Although the GLAM does not reference the IRM Update, it seems clear that the issuance of the two was coordinated. The intent of the GLAM appears to be to shore up the integrity and consistent application of the rules governing income inclusion, and the FICA and FIT withholding and deposit obligations to the various types of equity awards discussed. The intent of the IRM in turn appears to be to mitigate the practical, logistical challenges employers face in the context of a pristine application of those rules and provide administrative relief subject to the satisfaction of certain conditions.

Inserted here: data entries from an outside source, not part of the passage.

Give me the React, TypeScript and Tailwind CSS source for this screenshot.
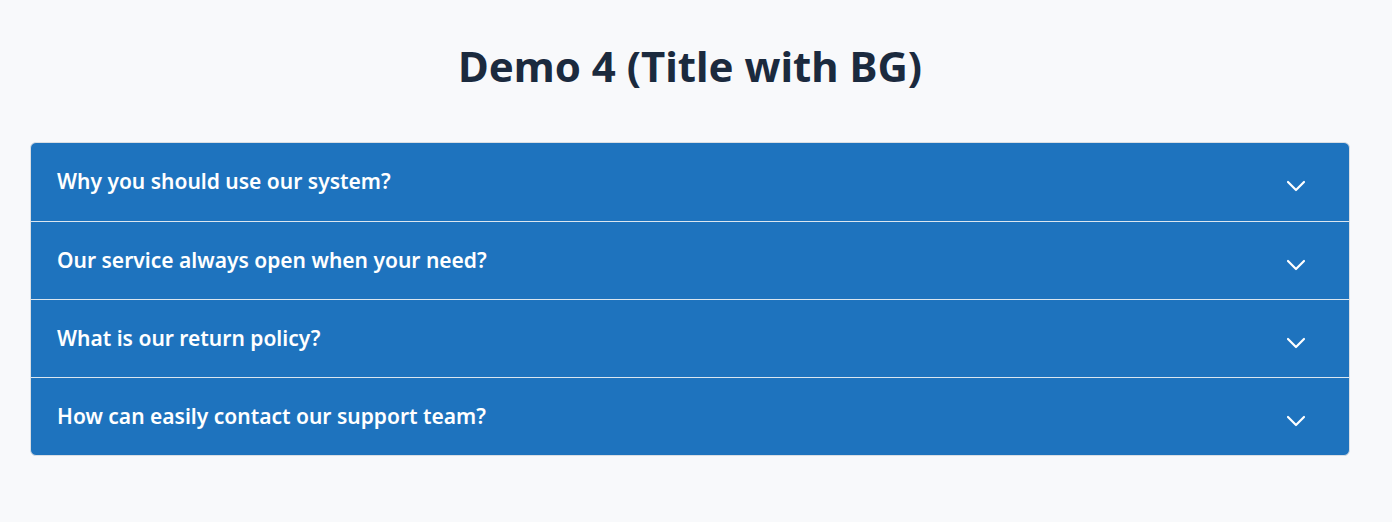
const faqs = [
  "Why you should use our system?",
  "Our service always open when your need?",
  "What is our return policy?",
  "How can easily contact our support team?",
];

function Chevron() {
  return (
    <svg width="20" height="20" viewBox="0 0 20 20" fill="none" className="shrink-0 mt-[8px]">
      <path d="M2 6l8 8 8-8" stroke="#ffffff" strokeWidth="2.2" strokeLinecap="round" strokeLinejoin="round" />
    </svg>
  );
}

export default function App() {
  return (
    <div className="min-h-[522px] bg-[#f8f9fb] pt-[38px] px-[30px] font-['Noto_Sans',sans-serif]">
      <div className="w-[1320px]">
        <h2 className="text-center text-[42px] leading-[56px] font-bold text-[#1b2a3e] mb-[48px]">
          Demo 4 (Title with BG)
        </h2>
        <div className="rounded-[6px] border border-[#d9dee4] overflow-hidden bg-[#1e73be]">
          {faqs.map((q, i) => (
            <button
              key={q}
              className={
                "w-full h-[78px] flex items-center justify-between pl-[26px] pr-[43px] text-left text-white text-[21px] font-semibold " +
                (i > 0 ? "border-t border-[#dbe6f0]" : "")
              }
            >
              <span>{q}</span>
              <Chevron />
            </button>
          ))}
        </div>
      </div>
    </div>
  );
}
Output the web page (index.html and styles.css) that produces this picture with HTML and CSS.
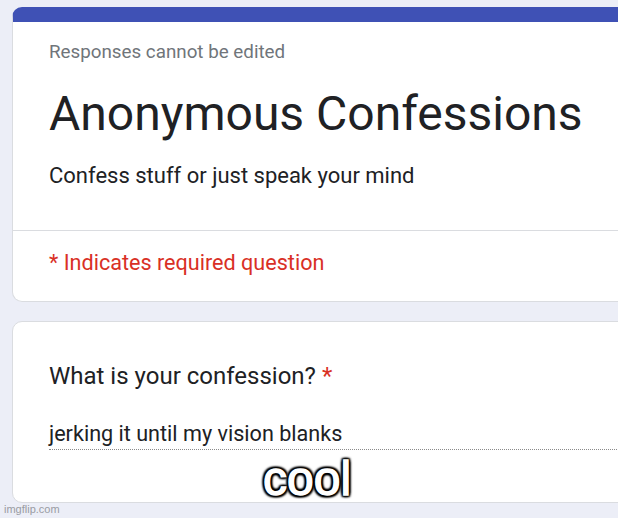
FILE: index.html
```html
<!DOCTYPE html>
<html lang="en">
<head>
<meta charset="utf-8">
<title>Anonymous Confessions</title>
<link rel="stylesheet" href="styles.css">
</head>
<body>
<main class="page">
  <section class="card card-head">
    <div class="head-main">
      <p class="note">Responses cannot be edited</p>
      <h1 class="title">Anonymous Confessions</h1>
      <p class="desc">Confess stuff or just speak your mind</p>
    </div>
    <div class="head-foot">
      <p class="required">* Indicates required question</p>
    </div>
  </section>
  <section class="card card-question">
    <p class="question">What is your confession? <span class="star">*</span></p>
    <div class="answer">jerking it until my vision blanks</div>
  </section>
</main>
<div class="caption">cool</div>
<div class="watermark">imgflip.com</div>
</body>
</html>
```
FILE: styles.css
```css
html, body {
  margin: 0;
  padding: 0;
}
body {
  width: 618px;
  height: 518px;
  overflow: hidden;
  background: #eceef7;
  font-family: Roboto, "Liberation Sans", sans-serif;
  color: #202124;
  position: relative;
}
.page {
  padding: 7px 0 0 12px;
  display: flex;
  flex-direction: column;
  gap: 19px;
}
.card {
  width: 650px;
  box-sizing: border-box;
  background: #fff;
  border: 1px solid #dadce0;
  border-radius: 10px;
}
.card-head {
  border-top: 15px solid #3f51b5;
}
p, h1 {
  margin: 0;
}
.head-main {
  padding: 18px 0 39px 36px;
  border-bottom: 1px solid #dadce0;
}
.note {
  font-size: 18.8px;
  line-height: 24px;
  color: #70757a;
}
.title {
  font-size: 48px;
  line-height: 60px;
  font-weight: 400;
  margin-top: 20px;
}
.desc {
  font-size: 22px;
  line-height: 30px;
  margin-top: 17px;
}
.head-foot {
  padding: 17px 0 23px 36px;
}
.required {
  font-size: 21.6px;
  line-height: 30px;
  color: #d93025;
}
.card-question {
  padding: 38px 0 52px 36px;
}
.question {
  font-size: 24px;
  line-height: 32px;
}
.star {
  color: #d93025;
}
.answer {
  margin-top: 27px;
  font-size: 21.6px;
  line-height: 30px;
  border-bottom: 1px dotted #8a8a8a;
}
.caption {
  position: absolute;
  left: 263px;
  top: 452px;
  font-family: "Liberation Sans", Arial, sans-serif;
  font-size: 48px;
  line-height: 54px;
  color: #fff;
  -webkit-text-stroke: 1.4px #fff;
  text-shadow:
    2px 2px 2px #000, -2px -2px 2px #000, 2px -2px 2px #000, -2px 2px 2px #000,
    0 2px 2px #000, 0 -2px 2px #000, 2px 0 2px #000, -2px 0 2px #000,
    0 0 4px #000;
}
.watermark {
  position: absolute;
  left: 4px;
  top: 502px;
  font-family: "Liberation Sans", Arial, sans-serif;
  font-size: 11px;
  line-height: 14px;
  color: #9a9ca3;
}
```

Finally, please note that the application of the income inclusion and FICA and FIT withholding and deposit rules can vary depending on the specific terms and conditions of the equity award grants. The GLAM explicitly excludes discussions of any nuances not addressed by the simple fact patterns selected for the stock option grant, SAR grant, and RSU grant discussed in the memo. For example, the GLAM does not address the income tax treatment of, and the timing of FIT and FICA withholding on, awards that constitute nonqualified deferred compensation under Section 409A. Further, the deposit obligation rules (and related FTD penalties) are significantly more complex than the One-Day rule discussed in the new guidance. To ensure compliance with the FIT and FICA withholding and deposit rules as applied to more complicated equity awards, and to avoid the application of FTD penalties on equity awards generally, we recommend that companies consult with their executive compensation and employee benefits advisors.